With the back filling mode, the necessary H2 partial pressure to trigger the formation of the β-hydride phase could not be reached. To overcome this limitation, measurements were performed in a high pressure XAS cell, which can be easily mounted to the setup due to the modular approach. The description of the cell is given in Refs. (Velasco-Vélez, Pfeifer et al. 2016, Velasco-Vélez, Chuang et al. 2020). In short, the cell is closed by a 100 nm SiNx window, coated with a 3 nm Cr adhesion layer followed by 20 nm PVD Au.

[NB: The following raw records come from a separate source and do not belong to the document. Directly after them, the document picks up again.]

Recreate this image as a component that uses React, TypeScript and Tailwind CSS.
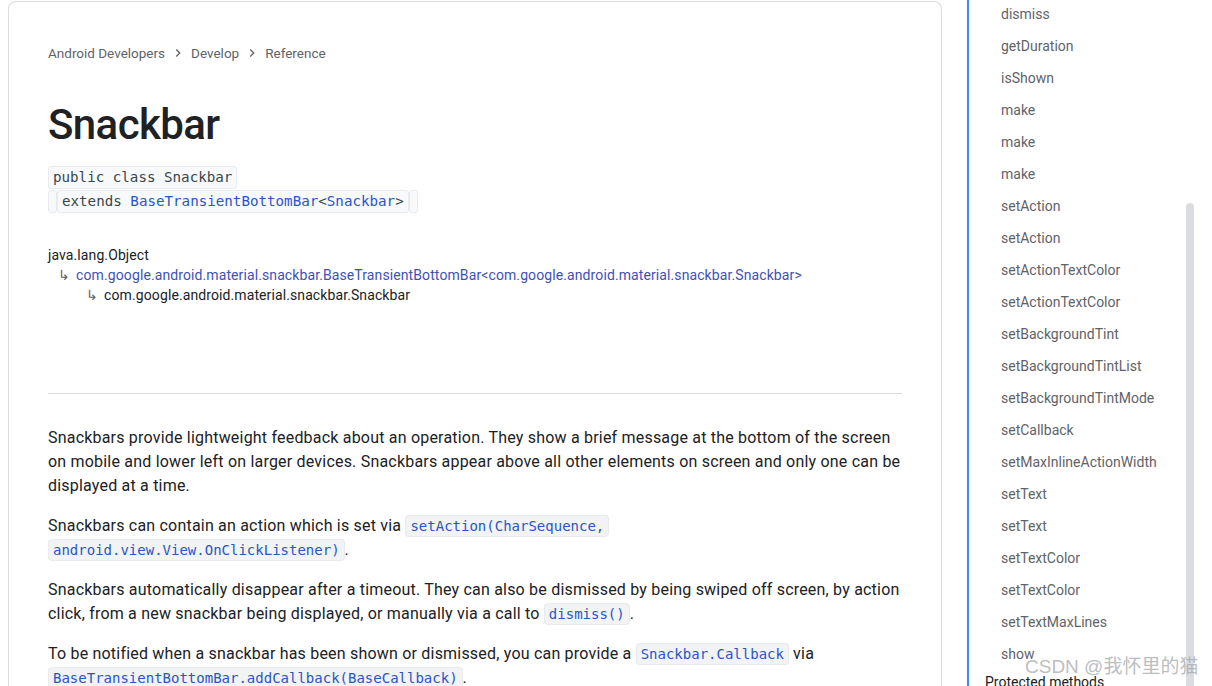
import React from 'react';

const sans = { fontFamily: 'Roboto, "Noto Sans", Arial, sans-serif' };

const methods = [
  'dismiss', 'getDuration', 'isShown', 'make', 'make', 'make', 'setAction', 'setAction',
  'setActionTextColor', 'setActionTextColor', 'setBackgroundTint', 'setBackgroundTintList',
  'setBackgroundTintMode', 'setCallback', 'setMaxInlineActionWidth', 'setText', 'setText',
  'setTextColor', 'setTextColor', 'setTextMaxLines', 'show',
];

const Chevron = () => (
  <svg width="14" height="14" viewBox="0 0 24 24" className="mx-[6px] text-[#5f6368]">
    <path d="M9 6l6 6-6 6" fill="none" stroke="currentColor" strokeWidth="2.2" />
  </svg>
);

const Code: React.FC<{ children: React.ReactNode }> = ({ children }) => (
  <code className="rounded-[4px] border border-[#e8eaed] bg-[#f1f3f4] px-[4px] py-[2px] font-['DejaVu_Sans_Mono','Liberation_Mono',monospace] text-[14px] leading-[16px] tracking-normal text-[#2a56c6] [box-decoration-break:clone]">
    {children}
  </code>
);

export default function App() {
  return (
    <div className="relative flex h-[686px] w-[1212px] overflow-hidden bg-white" style={sans}>
      {/* main card */}
      <div className="ml-2 mt-px w-[934px] shrink-0 rounded-t-lg border border-b-0 border-[#dadce0] px-[39px] pt-[41px]">
        <nav className="flex items-center text-[13.5px] leading-5 text-[#5f6368]">
          <span>Android Developers</span>
          <Chevron />
          <span>Develop</span>
          <Chevron />
          <span>Reference</span>
        </nav>

        <h1 className="mt-[34px] text-[42px] font-medium leading-[56px] tracking-[-0.6px] text-[#202124]">Snackbar</h1>

        <div className="mt-[13px] font-['DejaVu_Sans_Mono','Liberation_Mono',monospace] text-[14.2px] leading-[21px] text-[#37474f]">
          <div className="flex">
            <span className="rounded-[3px] border border-[#e8eaed] bg-[#f8f9fa] px-[4px]">public class Snackbar</span>
          </div>
          <div className="mt-px flex">
            <span className="w-[9px] rounded-[3px] border border-[#e8eaed] bg-[#f8f9fa]" />
            <span className="rounded-[3px] border border-[#e8eaed] bg-[#f8f9fa] px-[4px]">
              extends <span className="text-[#2a56c6]">BaseTransientBottomBar</span>&lt;<span className="text-[#2a56c6]">Snackbar</span>&gt;
            </span>
            <span className="w-[9px] rounded-[3px] border border-[#e8eaed] bg-[#f8f9fa]" />
          </div>
        </div>

        <div className="mt-[32px] text-[14px] leading-5 tracking-[0.1px] text-[#202124]">
          <div>java.lang.Object</div>
          <div className="pl-[10px]">
            <span className="mr-[6px] text-[#5f6368]">↳</span>
            <span className="text-[#3f51b5]">com.google.android.material.snackbar.BaseTransientBottomBar&lt;com.google.android.material.snackbar.Snackbar&gt;</span>
          </div>
          <div className="pl-[38px]">
            <span className="mr-[6px] text-[#5f6368]">↳</span>
            <span>com.google.android.material.snackbar.Snackbar</span>
          </div>
        </div>

        <hr className="mt-[88px] w-[854px] border-t border-[#dadce0]" />

        <div className="mt-[32px] w-[854px] text-[16px] leading-6 tracking-[0.2px] text-[#202124]">
          <p>
            Snackbars provide lightweight feedback about an operation. They show a brief message at the bottom of the screen on mobile and lower left on larger devices. Snackbars appear above all other elements on screen and only one can be displayed at a time.
          </p>
          <p className="mt-4">
            Snackbars can contain an action which is set via <Code>setAction(CharSequence,</Code>
            <br />
            <Code>android.view.View.OnClickListener)</Code>.
          </p>
          <p className="mt-4">
            Snackbars automatically disappear after a timeout. They can also be dismissed by being swiped off screen, by action click, from a new snackbar being displayed, or manually via a call to <Code>dismiss()</Code>.
          </p>
          <p className="mt-4">
            To be notified when a snackbar has been shown or dismissed, you can provide a <Code>Snackbar.Callback</Code> via{' '}
            <Code>BaseTransientBottomBar.addCallback(BaseCallback)</Code>.
          </p>
        </div>
      </div>

      {/* right nav */}
      <div className="ml-[25px] flex">
        <div className="w-[219px] border-l-2 border-[#4285f4]">
          <ul className="-mt-[2px] text-[14px] leading-8 text-[#5f6368]">
            {methods.map((m, i) => (
              <li key={i} className="pl-[32px]">{m}</li>
            ))}
          </ul>
          <div className="-mt-[4px] pl-[16px] text-[14px] leading-8 text-[#202124]">Protected methods</div>
        </div>
        <div className="mt-[203px] w-[8px] rounded-t-full bg-[#dadce0]" />
      </div>

      {/* watermark */}
      <div className="pointer-events-none absolute left-[1025px] top-[653px] text-[19px] text-[#a8acb0]/80" style={{ fontFamily: 'Arial, "Liberation Sans", "Noto Sans CJK SC", sans-serif' }}>
        CSDN @我怀里的猫
      </div>
    </div>
  );
}
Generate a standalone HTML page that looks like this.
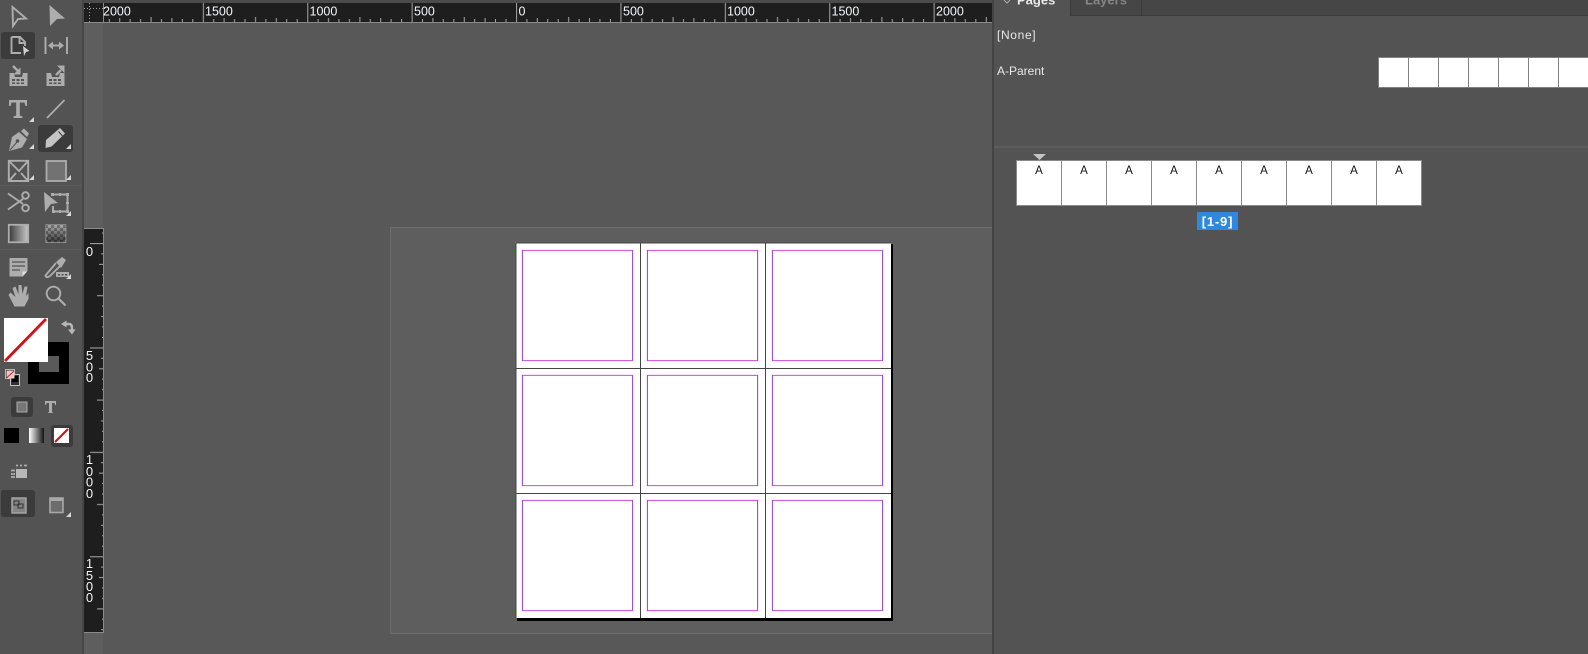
<!DOCTYPE html>
<html><head><meta charset="utf-8"><style>
html,body{margin:0;padding:0;background:#535353;width:1588px;height:654px;overflow:hidden}
svg{position:absolute;left:0;top:0;display:block}
text{font-family:"Liberation Sans",sans-serif}
.r{fill:#f4f6f8;font-size:12.5px}
.v{fill:#f4f6f8;font-size:13px;text-anchor:middle}
.p{fill:#e8e8e8;font-size:12px}
.a{fill:#111;font-size:11.5px;text-anchor:middle}
.i{fill:#adadad}
.s{fill:none;stroke:#adadad;stroke-width:1.900}
.t{fill:#d8d8d8}
</style></head><body>
<svg width="1588" height="654" viewBox="0 0 1588 654" xmlns="http://www.w3.org/2000/svg">
<defs>
<pattern id="hp" patternUnits="userSpaceOnUse" width="104.4" height="30" patternTransform="translate(516 0)">
<path d="M10.9 19V22M21.3 18V22M31.7 19V22M42.2 19V22M52.7 17V22M63.1 19V22M73.5 18V22M83.9 19V22M94.4 19V22" stroke="#a8a8a8" stroke-width="1" fill="none"/>
<path d="M.5 3V22" stroke="#9a9a9a" stroke-width="1.2"/>
</pattern>
<pattern id="vp" patternUnits="userSpaceOnUse" width="30" height="104.4" patternTransform="translate(0 243)">
<path d="M13 10.9H19M11 21.3H19M14 31.7H19M14 42.2H19M9 52.7H19M14 63.1H19M13 73.5H19M14 83.9H19M14 94.4H19" stroke="#a8a8a8" stroke-width="1" fill="none" transform="translate(-2 0)"/>
<path d="M0 .5H19" stroke="#9a9a9a" stroke-width="1.2"/>
</pattern>
<g id="m"><rect x="-.5" y="-.5" width="112" height="112" fill="none" stroke="#f8e8fa"/><rect x=".5" y=".5" width="110" height="110" fill="#fff" stroke="#cf63d9"/><path d="M.5 0V111M110.5 0V111" stroke="#9d52cf"/></g>
<linearGradient id="g1"><stop offset="0" stop-color="#3a3a3a"/><stop offset="1" stop-color="#c8c8c8"/></linearGradient>
<linearGradient id="g2"><stop offset="0" stop-color="#fff"/><stop offset="1" stop-color="#111"/></linearGradient>
<linearGradient id="g3" x2="0" y2="1"><stop offset="0" stop-color="#aaa"/><stop offset="1" stop-color="#3c3c3c"/></linearGradient>
<pattern id="ck" patternUnits="userSpaceOnUse" width="6" height="6"><rect width="3" height="3" fill="#000" opacity=".3"/><rect x="3" y="3" width="3" height="3" fill="#000" opacity=".3"/></pattern>
</defs>

<!-- base -->
<rect width="1588" height="654" fill="#535353"/>
<rect x="82" y="0" width="2" height="654" fill="#464646"/>
<rect x="84" y="0" width="908" height="654" fill="#585858"/>
<rect x="84" y="22" width="19" height="632" fill="#5e5e5e"/>
<rect x="84" y="0" width="908" height="3" fill="#4c4c4c"/>

<!-- pasteboard -->
<rect x="390.5" y="227.5" width="603" height="406" fill="#5e5e5e" stroke="#6e6e6e"/>

<!-- page -->
<rect x="517" y="244" width="376" height="377" fill="#000"/>
<rect x="515.500" y="242.500" width="375.500" height="375.500" fill="#fff"/>
<path d="M516 243V618M640.5 243V618M765.5 243V618M516 243H891M516 368.5H891M516 493.5H891" stroke="#444" stroke-width="1" fill="none"/>
<use href="#m" x="522" y="250"/><use href="#m" x="647" y="250"/><use href="#m" x="772" y="250"/>
<use href="#m" x="522" y="375"/><use href="#m" x="647" y="375"/><use href="#m" x="772" y="375"/>
<use href="#m" x="522" y="500"/><use href="#m" x="647" y="500"/><use href="#m" x="772" y="500"/>

<!-- h ruler -->
<rect x="84" y="3" width="908" height="19" fill="#1e1e1e"/>
<rect x="84" y="3" width="908" height="20" fill="url(#hp)"/>
<rect x="84" y="22" width="908" height="1" fill="#8a8a8a"/>
<text class="r" x="205" y="15.500">1500</text>
<text class="r" x="309.500" y="15.500">1000</text>
<text class="r" x="414" y="15.500">500</text>
<text class="r" x="518.500" y="15.500">0</text>
<text class="r" x="623" y="15.500">500</text>
<text class="r" x="727" y="15.500">1000</text>
<text class="r" x="831.500" y="15.500">1500</text>
<text class="r" x="936" y="15.500">2000</text>
<!-- corner -->
<rect x="84" y="3" width="19" height="19" fill="#1e1e1e"/>
<path d="M84 8.500H103M89.500 3V22" stroke="#a0a0a0" stroke-dasharray="1 2" fill="none"/>
<path d="M103.500 3V22" stroke="#8a8a8a"/>
<text class="r" x="103" y="15.500">2000</text>

<!-- v ruler -->
<rect x="84" y="228" width="19" height="404" fill="#1e1e1e"/>
<rect x="84" y="228" width="19" height="404" fill="url(#vp)"/>
<rect x="84" y="228" width="20" height="1" fill="#8a8a8a"/>
<rect x="84" y="632" width="20" height="1" fill="#8a8a8a"/>
<rect x="103" y="228" width="1" height="405" fill="#8a8a8a"/>
<text class="v" x="89.500" y="256">0</text>
<text class="v" x="89.500" y="360">5</text><text class="v" x="89.500" y="371.500">0</text><text class="v" x="89.500" y="382">0</text>
<text class="v" x="89.500" y="464">1</text><text class="v" x="89.500" y="476">0</text><text class="v" x="89.500" y="486.500">0</text><text class="v" x="89.500" y="498">0</text>
<text class="v" x="89.500" y="568">1</text><text class="v" x="89.500" y="580">5</text><text class="v" x="89.500" y="591">0</text><text class="v" x="89.500" y="602">0</text>

<!-- right panel -->
<rect x="992" y="0" width="596" height="654" fill="#535353"/>
<rect x="992" y="0" width="2" height="654" fill="#444"/>
<rect x="994" y="0" width="594" height="15" fill="#464646"/>
<rect x="994" y="15" width="594" height="1" fill="#3c3c3c"/>
<rect x="994" y="0" width="76" height="16" fill="#535353"/>
<rect x="1070" y="0" width="1" height="16" fill="#3a3a3a"/>
<rect x="1141" y="0" width="1" height="15" fill="#3a3a3a"/>
<path d="M1004 0L1007 3L1010 0" stroke="#aaa" fill="none"/>
<text x="1017" y="4.500" font-size="13" font-weight="700" fill="#e8e8e8">Pages</text>
<text x="1085" y="4.500" font-size="13" font-weight="700" fill="#858585">Layers</text>
<text class="p" x="997" y="39" letter-spacing=".65">[None]</text>
<text class="p" x="997" y="75">A-Parent</text>
<rect x="1378" y="57" width="210" height="31" fill="#808080"/>
<path d="M1379 58h29v29h-29zM1409 58h29v29h-29zM1439 58h29v29h-29zM1469 58h29v29h-29zM1499 58h29v29h-29zM1529 58h29v29h-29zM1559 58h29v29h-29z" fill="#fff"/>
<rect x="994" y="146" width="594" height="2" fill="#5c5c5c"/>
<path d="M1033 154H1046L1039.500 160Z" fill="#c4c4c4"/>
<rect x="1016" y="160" width="406" height="46" fill="#8a8a8a"/>
<path d="M1017 161h44v44h-44zM1062 161h44v44h-44zM1107 161h44v44h-44zM1152 161h44v44h-44zM1197 161h44v44h-44zM1242 161h44v44h-44zM1287 161h44v44h-44zM1332 161h44v44h-44zM1377 161h44v44h-44z" fill="#fff"/>
<text class="a" x="1039" y="174">A</text><text class="a" x="1084" y="174">A</text><text class="a" x="1129" y="174">A</text><text class="a" x="1174" y="174">A</text><text class="a" x="1219" y="174">A</text><text class="a" x="1264" y="174">A</text><text class="a" x="1309" y="174">A</text><text class="a" x="1354" y="174">A</text><text class="a" x="1399" y="174">A</text>
<rect x="1197" y="212" width="41" height="18" fill="#2f87df"/>
<text x="1217.500" y="226" font-size="13" font-weight="700" fill="#fff" text-anchor="middle" letter-spacing=".8">[1-9]</text>

<!-- TOOLBAR -->
<rect x="1" y="32" width="34" height="27" rx="3" fill="#3b3b3b"/>
<rect x="38" y="125" width="35" height="27" rx="3" fill="#3b3b3b"/>
<rect x="0" y="185" width="82" height="1" fill="#5c5c5c"/>
<rect x="0" y="249" width="82" height="1" fill="#5c5c5c"/>

<path class="s" d="M12.500 7L26 18.500L18 19L13 26Z"/>
<path class="i" d="M49.500 5L65 18.500L57 19L50 26Z"/>

<!-- page tool -->
<path class="s" d="M11.500 37H20L25 42V46M21 53H11.500V37M19.500 37.500V43H25"/>
<path d="M23 46L29.500 51L26 52L24 56Z" fill="#d0d0d0"/>
<!-- gap tool -->
<path class="s" stroke-width="2.400" d="M45.500 37V54M67 37V54"/>
<path d="M50 45.500H62" stroke="#adadad" stroke-width="2"/>
<path class="i" d="M48 45.500L53 41.500V49.500ZM64 45.500L59 41.500V49.500Z"/>

<!-- content collector -->
<path class="i" d="M9.500 73H14L15 77H22L23 73H27.500V86H9.500Z"/>
<path d="M12 79h3v2h-3zM16.500 79h3v2h-3zM21 79h3v2h-3zM12 82.500h3v1.500h-3zM16.500 82.500h3v1.500h-3zM21 82.500h3v1.500h-3z" fill="#535353"/>
<path d="M13 66L18 71" stroke="#adadad" stroke-width="2.400"/><path class="i" d="M20.500 67.500V74.500H13.500Z"/>
<path class="i" d="M46.500 73H51L52 77H59L60 73H64.500V86H46.500Z"/>
<path d="M49 79h3v2h-3zM53.500 79h3v2h-3zM58 79h3v2h-3zM49 82.500h3v1.500h-3zM53.500 82.500h3v1.500h-3zM58 82.500h3v1.500h-3z" fill="#535353"/>
<path d="M56 75L61 70" stroke="#adadad" stroke-width="2.400"/><path class="i" d="M57 65.500H64.500V73Z"/>

<!-- type -->
<path class="i" d="M9 100H27V106H25.500L24.500 102.500H19.800V115.500L22.500 116.500V118H13.500V116.500L16.200 115.500V102.500H11.500L10.500 106H9Z"/>
<path class="t" d="M34 117V122H29Z"/>
<path d="M47 118L64.500 100" stroke="#adadad" stroke-width="1.800"/>

<!-- pen -->
<path class="i" d="M19 132L27 139L22 147.500L9 151L12 137Z"/>
<path d="M10 150L17 142" stroke="#535353" stroke-width="1"/><circle cx="17.500" cy="141" r="1.800" fill="#535353"/>
<path d="M21 131L24 128.500L29 133.500L27 137Z" fill="#adadad"/>
<path class="t" d="M34 144V149H29Z"/>
<!-- pencil -->
<path d="M46 140L60 128L65 133.500L51.500 146.500L45.500 148Z" fill="#c4c4c4"/>
<path d="M58.500 131.500L62.500 136" stroke="#3b3b3b" stroke-width="1"/>
<path class="t" d="M71 144V149H66Z"/>

<!-- frames -->
<path class="s" d="M8.800 160.800H28.200V181H8.800ZM9 161L19 171L28 161M9 181L16 173M28 181L21 173"/>
<path class="t" d="M34 175V180H29Z"/>
<rect x="46.500" y="161" width="19.500" height="20" fill="#727272" stroke="#adadad" stroke-width="1.800"/>
<path class="t" d="M71 175V180H66Z"/>

<!-- scissors -->
<path class="s" d="M8 193.500L23 204M8 209.500L23 199" stroke-width="2.200"/>
<circle cx="25.500" cy="195.500" r="3.300" class="s"/><circle cx="25.500" cy="208" r="3.300" class="s"/>
<!-- free transform -->
<path class="i" d="M44 192L58 203L51 204L45 212Z"/>
<path class="s" d="M52 194.500H67.500V211.500H53V206" stroke-width="1.300"/>
<path class="i" d="M51 193h3v3h-3zM66 193h3v3h-3zM66 210h3v3h-3zM52 210h3v3h-3zM59 193h2v3h-2zM59 210h2v3h-2zM66 202h3v2h-3z"/>
<path class="t" d="M71 211V216H66Z"/>

<!-- gradient -->
<rect x="8.800" y="224.800" width="19.400" height="17.500" fill="url(#g1)" stroke="#adadad" stroke-width="1.800"/>
<rect x="46" y="224.800" width="19.800" height="17.500" fill="url(#g3)" stroke="#a0a0a0"/>
<rect x="46" y="224.800" width="19.800" height="17.500" fill="url(#ck)"/>

<!-- note -->
<path class="i" d="M9.500 258H27.500V271L23 276.500H9.500Z"/>
<path d="M12 262H25M12 266H25M12 270H20" stroke="#535353" stroke-width="1.300"/>
<path d="M22.500 276L27 271.500H22.500Z" fill="#e0e0e0"/>
<!-- eyedropper -->
<path class="s" d="M60 266L50 276Q46 278.500 45.500 275.500L56 263" stroke-width="1.600"/>
<path class="i" d="M56 262L62 257L66 260L61 268Z"/>
<rect x="56" y="272" width="13" height="5" fill="#adadad"/>
<path d="M58 274h2v1.500h-2zM61.500 274h2v1.500h-2zM65 274h2v1.500h-2z" fill="#535353"/>
<path class="t" d="M71 274V279H66Z"/>

<!-- hand -->
<path class="i" d="M8.500 295L10.500 292.500L15.500 297L12.500 288L15.500 286.500L18.500 294.500L18.500 285H21.500L22.500 294L24.500 286.500H27.500L26 296L28.500 293V299L24.500 306.500H14.500Z"/>
<!-- zoom -->
<circle cx="53.500" cy="293.500" r="6.800" class="s" stroke-width="1.400"/>
<path d="M58.500 298.500L65.500 305.500" stroke="#adadad" stroke-width="2.200"/>

<!-- fill/stroke -->
<path d="M28 342H69V384H28ZM39 356V372H59V356Z" fill="#000" fill-rule="evenodd"/>
<rect x="39" y="356" width="20" height="16" fill="#5a5a5a"/>
<rect x="4" y="318" width="44" height="44" fill="#fff"/>
<path d="M5 361L46 319" stroke="#d40f16" stroke-width="2.800"/>
<!-- swap -->
<path d="M65 324H69Q72 324 72 328V331" fill="none" stroke="#b8b8b8" stroke-width="2.400"/>
<path d="M61 324L66.500 320.500V327.500ZM68 329.500H75.500L72 334.500Z" fill="#b8b8b8"/>
<!-- default -->
<rect x="5.500" y="369.500" width="9" height="9" fill="#222" stroke="#b8b8b8"/>
<rect x="10.500" y="374.500" width="9" height="11" fill="#333" stroke="#c0c0c0"/>
<rect x="12" y="376" width="6" height="6" fill="#000"/>
<rect x="6.500" y="370.500" width="8" height="8" fill="#eac8c8"/>
<path d="M6.500 378L14 371" stroke="#d02020"/>

<!-- formatting -->
<rect x="11" y="397" width="22" height="20" rx="3" fill="#3b3b3b"/>
<rect x="17" y="402" width="10" height="10" fill="#777" stroke="#a8a8a8"/>
<path class="i" d="M45 401H56V405H55L54.500 403H52V412L53.500 413H47.500L49 412V403H46.500L46 405H45Z"/>

<!-- apply -->
<rect x="4" y="428" width="15" height="15" fill="#000"/>
<rect x="29" y="428" width="15" height="15" fill="url(#g2)"/>
<rect x="51" y="425" width="22" height="22" rx="3" fill="#3b3b3b"/>
<rect x="54" y="428" width="15" height="15" fill="#fff"/>
<path d="M55 442L68 429" stroke="#d40f16" stroke-width="2"/>

<!-- view -->
<rect x="16" y="469" width="11" height="9" fill="#b8b8b8"/>
<path d="M11 470.500h4M11 474h4M11 477h4M16 465.500h2M20 465.500h2M24 465.500h3" stroke="#adadad" stroke-width="1.800" fill="none"/>

<!-- screen mode -->
<rect x="1" y="490" width="34" height="27" rx="3" fill="#3b3b3b"/>
<rect x="12" y="498" width="14" height="15" fill="#858585" stroke="#a8a8a8" stroke-width="1.400"/>
<rect x="14" y="501" width="5" height="4" fill="none" stroke="#333"/><rect x="18" y="504" width="5" height="4" fill="none" stroke="#333"/>
<rect x="50" y="498" width="13" height="14.500" fill="#6c6c6c" stroke="#a8a8a8" stroke-width="1.600"/>
<rect x="50" y="498" width="13" height="3" fill="#a8a8a8"/>
<path class="t" d="M71 512V517H66Z"/>
</svg>
</body></html>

The Pd sample was prepared on the inner side by electrodeposition (-0.5 V vs. Ag/AgCl, 1mM PdCl2 in 0.1 M HCl for 20 min, about 9 nm nominal thickness). As the SiNx window is transparent for X-rays, but not for electrons, XAS was measured via total fluorescence yield (TFY) by using a photodiode. The reaction mixture (H2:C2H2=5:1, balanced with He) was dosed at room temperature while the product analysis was achieved with GC. The spectrum taken at 18 mbar shows a pure metallic Pd shape. The absence of the carbon related phase could be explained either by an instability of this phase at this pressure or by the higher bulk sensitivity of TFY compared to TEY. With increasing pressure there is a change in peak shape between 18 and 36 mbar. The new peak shape has a shifted white line to 3174.4 eV and a new peak around 3180 eV, which is the fingerprint of the β-hydride formation (Davoli, Marcelli et al. 1989). The observed pressure range for the transition fits well to the reported thermodynamic stability of the β-hydride phase at room temperature (Frieske and Wicke 1973) as well as to XRD (Velasco-Vélez, Teschner et al. 2018) and EXAFS (Bugaev, Guda et al. 2017) reports.
The catalytic performance during these measurements is summarized in Fig. 2 c) by showing the selectivity towards ethylene (red dots) and the normalized height of the hydride related peak at 3180 eV (black dots). The selectivity drops at higher pressures than 1 mbar might be related to the missing interstitial carbon phases, although effects of different temperature and sample cannot be excluded. With further increasing pressure the selectivity drops further which could be related to the presence of the β-hydride phase that had been reported to be unselective (Velasco-Vélez, Teschner et al. 2018). On the other hand, just after the formation of the hydride phase the selectively remains quite constant, and mainly drops at higher pressures, indication a more complex behavior of the sample, indicated by a slight increase of the hydride peak intensity between 36 mbar and 120 mbar until it reaches saturation.